But there's a hole :-( If we follow the previous paragraph, the PCE may send an ERO with more SIDs than allowed by the MSD in the Open message (if the value learned from the IGP is a larger number. But...

   If a PCEP
   session is established with a non-zero SRv6 MSD value, and the PCC
   receives an SRv6 path containing more SIDs than specified in the SRv6
   MSD value (based on the SRv6 MSD type), the PCC MUST send a PCErr
   message with Error-Type = 10 (Reception of an invalid object) and
   Error-Value = TBD1 (Unsupported number of SRv6-ERO subobjects).

...says that regardless of the MSD in the IGP, the PCC must reject an ERO that contains more SIDs that specified in the Open message.

Furthermore, you have...

   If a PCC receives a list of SRv6 segments, and the number of SRv6
   segments exceeds the SRv6 MSD that the PCC can impose on the packet
   (SRH), it MUST send a PCErr message with Error-Type = 10 ("Reception
   of an invalid object") and Error-Value = TBD5 ("Unsupported number of
   SRv6-ERO subobjects") as per [RFC8664].
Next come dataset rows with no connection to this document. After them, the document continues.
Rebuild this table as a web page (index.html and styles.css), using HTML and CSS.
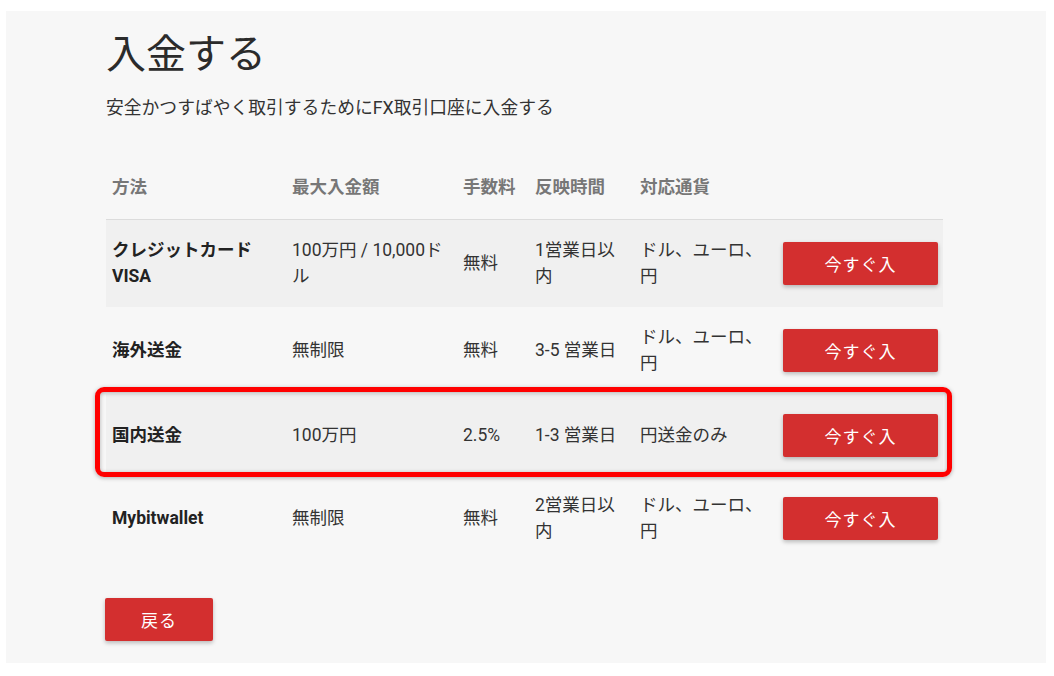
FILE: index.html
```html
<!DOCTYPE html>
<html lang="ja">

<head>
    <meta charset="UTF-8">
    <meta name="viewport" content="width=device-width, initial-scale=1.0">
    <title>入金する</title>
    <link rel="stylesheet" href="styles.css">
</head>

<body>
    <main class="panel">
        <h1 class="title">入金する</h1>
        <p class="lead">安全かつすばやく取引するためにFX取引口座に入金する</p>

        <table class="methods">
            <colgroup>
                <col class="c-method">
                <col class="c-max">
                <col class="c-fee">
                <col class="c-time">
                <col class="c-cur">
                <col class="c-btn">
            </colgroup>
            <thead>
                <tr>
                    <th>方法</th>
                    <th>最大入金額</th>
                    <th>手数料</th>
                    <th>反映時間</th>
                    <th>対応通貨</th>
                    <th></th>
                </tr>
            </thead>
            <tbody>
                <tr class="tall">
                    <td class="name">クレジットカード VISA</td>
                    <td>100万円 / 10,000ドル</td>
                    <td>無料</td>
                    <td>1営業日以内</td>
                    <td>ドル、ユーロ、円</td>
                    <td><button class="btn">今すぐ入</button></td>
                </tr>
                <tr class="tall">
                    <td class="name">海外送金</td>
                    <td>無制限</td>
                    <td>無料</td>
                    <td>3-5 営業日</td>
                    <td>ドル、ユーロ、円</td>
                    <td><button class="btn">今すぐ入</button></td>
                </tr>
                <tr>
                    <td class="name">国内送金</td>
                    <td>100万円</td>
                    <td>2.5%</td>
                    <td>1-3 営業日</td>
                    <td>円送金のみ</td>
                    <td><button class="btn">今すぐ入</button></td>
                </tr>
                <tr>
                    <td class="name">Mybitwallet</td>
                    <td>無制限</td>
                    <td>無料</td>
                    <td>2営業日以内</td>
                    <td>ドル、ユーロ、円</td>
                    <td><button class="btn">今すぐ入</button></td>
                </tr>
            </tbody>
        </table>

        <button class="btn back">戻る</button>

        <!-- highlight box drawn over the 国内送金 row -->
        <div class="mark"></div>
    </main>
</body>

</html>
```

FILE: styles.css
```css
* {
    margin: 0;
    padding: 0;
    box-sizing: border-box;
}

body {
    background-color: #fff;
    font-family: Roboto, "Noto Sans CJK JP", sans-serif;
    color: #333;
}

.panel {
    position: relative;
    margin: 11px 8px 13px 6px;
    height: 652px;
    padding: 20px 0 0 100px;
    background-color: #f7f7f7;
}

.title {
    font-size: 40px;
    line-height: 48px;
    font-weight: 400;
    color: #2b2b2b;
}

.lead {
    margin-top: 16px;
    font-size: 17.8px;
    line-height: 26px;
}

.methods {
    margin-top: 35px;
    width: 837px;
    table-layout: fixed;
    border-collapse: collapse;
    font-size: 17.5px;
    line-height: 26px;
}

.c-method { width: 180px; }
.c-max { width: 171px; }
.c-fee { width: 72px; }
.c-time { width: 105px; }
.c-cur { width: 143px; }
.c-btn { width: 166px; }

.methods th {
    padding: 18px 6px 19px;
    text-align: left;
    font-weight: 700;
    color: #777;
    border-bottom: 1px solid #dcdcdc;
}

.methods td {
    height: 83px;
    padding: 0 6px;
    vertical-align: middle;
}

.methods .tall td {
    height: 87px;
}

.methods tbody tr:nth-child(odd) {
    background-color: #f0f0f0;
}

.methods .name {
    font-weight: 700;
    color: #222;
}

.btn {
    display: block;
    width: 155px;
    height: 43px;
    border: none;
    border-radius: 2px;
    background-color: #d32f2f;
    color: #fff;
    font-family: Roboto, "Noto Sans CJK JP", sans-serif;
    font-size: 17px;
    letter-spacing: 1px;
    box-shadow: 0 2px 4px rgba(0, 0, 0, 0.25);
}

.back {
    width: 108px;
    margin: 38px 0 0 -1px;
}

.mark {
    position: absolute;
    left: 89px;
    top: 376px;
    width: 857px;
    height: 90px;
    border: 5px solid #ff0000;
    border-radius: 9px;
    box-shadow: 0 1px 4px rgba(0, 0, 0, 0.3), inset 0 1px 4px rgba(0, 0, 0, 0.3);
}
```
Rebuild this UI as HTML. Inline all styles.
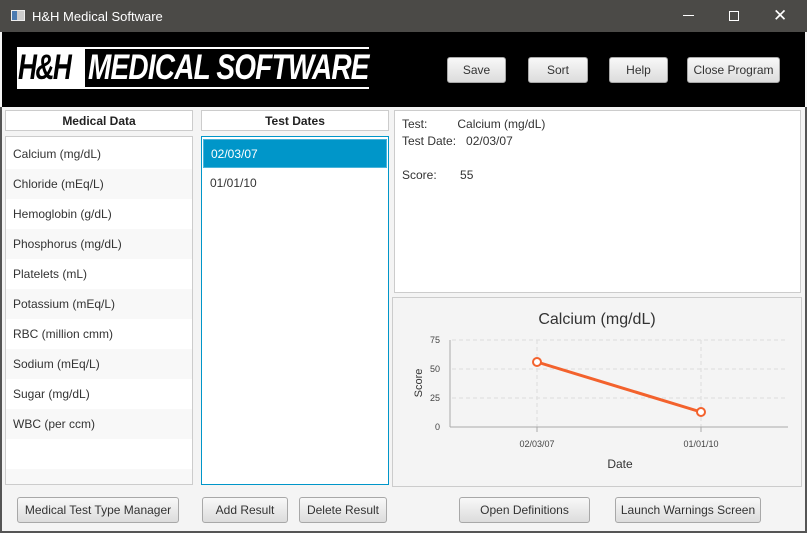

This last paragraph seems to cover all bases, so why not just use it?
[Cheng] em, what do you mean just use it? 

[AF] I mean, rely only on that last paragraph and delete all of the other text that seems to be confused or contradictory.
[Cheng2]Well, the previous paragraphs introduce the ways that the MSD value can be learned. The last paragraph state that how the PCC reacts when the number of SIDs exceeds the MSD. I think it is OK.
---

5.1

There seems to be a contradiction about the MSD 0 case.

You have...

   If a PCE receives an SRv6-PCE-CAPABILITY sub-TLV
   with the X flag as set, and SRv6 MSD-Type or MSD-Value fields are set
   to zero then it is considered as an error and the PCE MUST respond
   with a PCErr message (Error-Type = 1 "PCEP session establishment
   failure" and Error-Value = 1 "reception of an invalid Open message or
   a non Open message.").

[Cheng2] let's delete "to zero", because when X is set, no matter MSD-type fields MUST NOT be included, so it will be treated as an error.

...and...

   If a
   PCEP session is established with an SRv6 MSD value of zero, then the
   PCC MAY specify an SRv6 MSD for each path computation request that it
   sends to the PCE, by including a "maximum SID depth" metric object on
   the request similar to [RFC8664].

The first says you can't have a session with MSD 0, the second tells you how to act if you do.
[CL] we need more discussion here.
[AF] OK. Waiting.
[Cheng2] See above, the case is about X =1, then no MSD TLV fields are included. This part talks about when X=0 and MSD=0, then PCE need to get the MSD value, so request the PCC to send the MSD to PCE in path computation request msg.
---

5.1

   The N flag, X flag and (MSD-Type,MSD-Value) pair inside the SRv6-PCE-
   CAPABILITY sub-TLV are meaningful only in the Open message sent from
   a PCC to a PCE.  As such, a PCE MUST set the flags to zero and not
   include any (MSD-Type,MSD-Value) pair in the SRv6-PCE-CAPABILITY sub-
   TLV in an outbound message to a PCC.  Similarly, a PCC MUST ignore
   N,X flag and any (MSD-Type,MSD-Value) pair received from a PCE.  If a
   PCE receives multiple SRv6-PCE-CAPABILITY sub-TLVs in an Open
   message, it processes only the first sub-TLV received.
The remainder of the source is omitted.